В селе так и говорили «оплакал своих беков, теперь оплакивает всех нас».
Джумри, красавец, богатырь, с мягкой, нежной душой, не мог не сочувствовать Меси.
Джумри всегда был немногословен, после истории с Сёйли, он стал совершенно замкнутым. Сначала он вступил в борьбу вместе со своим младшим братом, ломал, крушил, чуть не зарубил топором Джебраила, с трудом смогли его остановить. Но потом что-то в нём сломалось, замолчал.
В селе говорили «Таптык забияка, Джумри тронутый» («Taptık davalıdı, Cümri havalıdı»).

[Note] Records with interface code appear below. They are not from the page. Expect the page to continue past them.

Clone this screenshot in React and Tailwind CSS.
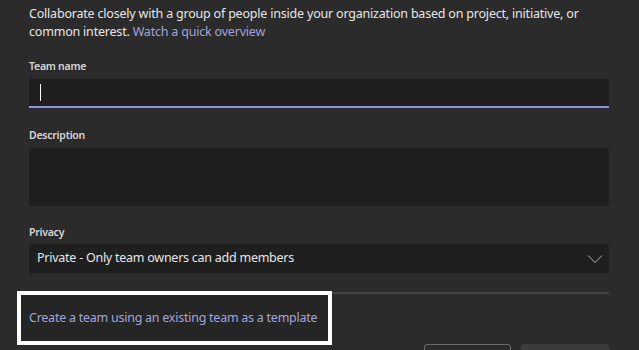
import React from 'react';

const Label = ({ children, className = '' }) => (
    <div className={`text-[10.5px] leading-[14px] font-semibold text-[#d6d6d6] tracking-[-0.25px] ${className}`}>{children}</div>
);

export default function App() {
    return (
        <div className="relative w-[639px] h-[350px] overflow-hidden bg-[#2b2b2b] font-['Noto_Sans',sans-serif]">
            <div className="ml-[29px] pt-[5px] w-[580px]">
                <p className="text-[12.5px] leading-[18px] text-[#e6e6e6] tracking-[-0.2px]">
                    Collaborate closely with a group of people inside your organization based on project, initiative, or common interest.{' '}
                    <span className="text-[#a3a4dc]">Watch a quick overview</span>
                </p>

                <Label className="mt-[18px]">Team name</Label>
                <div className="mt-[6px] h-[29px] bg-[#1f1f1f] rounded-t-[3px] border-b-2 border-[#8f92e0] flex items-center px-[11px]">
                    <span className="w-px h-[17px] bg-white"></span>
                </div>

                <Label className="mt-[20px]">Description</Label>
                <div className="mt-[6px] h-[58px] bg-[#1f1f1f] rounded-[3px]"></div>

                <Label className="mt-[19px]">Privacy</Label>
                <div className="mt-[5px] h-[29px] bg-[#1f1f1f] rounded-[3px] flex items-center justify-between pl-[8px] pr-[6px]">
                    <span className="text-[12.5px] text-[#e6e6e6] tracking-[-0.25px]">Private - Only team owners can add members</span>
                    <svg width="16" height="10" viewBox="0 0 16 10" fill="none" stroke="#b5b5b5" strokeWidth="1">
                        <path d="M1 1.5 L8 8.5 L15 1.5" />
                    </svg>
                </div>

                <div className="mt-[19px] h-[2px] bg-[#444444]"></div>

                <div className="mt-[19px] h-[18px]"></div>

                <div className="mt-[13px] flex justify-end gap-[10px]">
                    <div className="w-[87px] h-[32px] border border-[#6b6b6b] rounded-[3px]"></div>
                    <div className="w-[88px] h-[32px] bg-[#3b3b3b] rounded-[3px]"></div>
                </div>
            </div>

            {/* highlight annotation over the template link */}
            <div className="absolute left-[17px] top-[291px] w-[315px] h-[54px] border-[4px] border-white bg-[#252525] flex items-center pl-[8px]">
                <span className="whitespace-nowrap text-[12.5px] text-[#a3a4dc] tracking-[-0.25px]">Create a team using an existing team as a template</span>
            </div>
        </div>
    );
}
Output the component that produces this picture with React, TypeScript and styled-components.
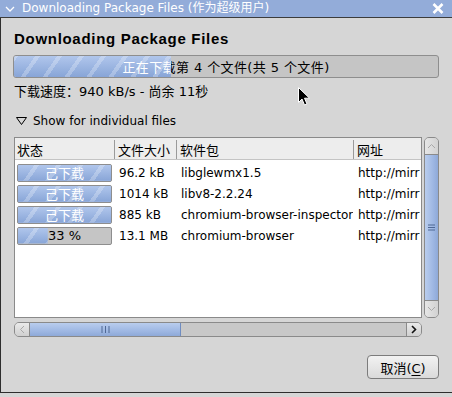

Дядя Мехбалы, самый уважаемый человек в селе, всё повторял Джумри не «тронутый», здесь совсем другое, но никто ему не верил.
Не верил и Таптык, брат Джумри.
Вот тогда и начал играть Джумри на свирели.
Молодые девушки останавливались, чтобы послушать Джумри, некоторые не только послушать, а просто постоять с замиранием сердца, рядом с молодым красавцем с нежной, мягкой душой.
А Джумри продолжал играть, и это было не просто сочувствие трудной судьбе Меси, не просто собственная боль из-за красавицы Сёйли, на которую он похож станом, а может быть и нежной душой, но и нечто большее, неведомое ему самому.
Он не только играл, он начал изготавливать свирели, заставлял других играть, пришла очередь и учительского сына.
«– Играй!
– Не могу! – сказал учительский сын, а сам боялся поднять глаза.
Чёрная щетина, запавшие, безумные глаза, дрожащий белый кадык, нет, это был не тот нежный Джумри, которого они так любили и который любил их.
– Играй – вмешался Таптык – все учатся и ты научишься.
– Играй – поддержал Таптыка дядя Мехбалы – не видишь, и меня завлекли в свои занятия. Если сын большевика Мухтара говорит: «У Сталина есть рога», так почему в стороне должен оставаться сын большевика Тахира»
Учительский сынок вынужден был подчиниться, он взял свирель и задул что было сил. Свирель издала такие странные, нелепые звуки, что сначала засмеялся Таптык, потом Джумри, потом сам дядя Мехбалы.
– Рассмешил ты нас учительский сынок. Ладно, поиграл и довольно».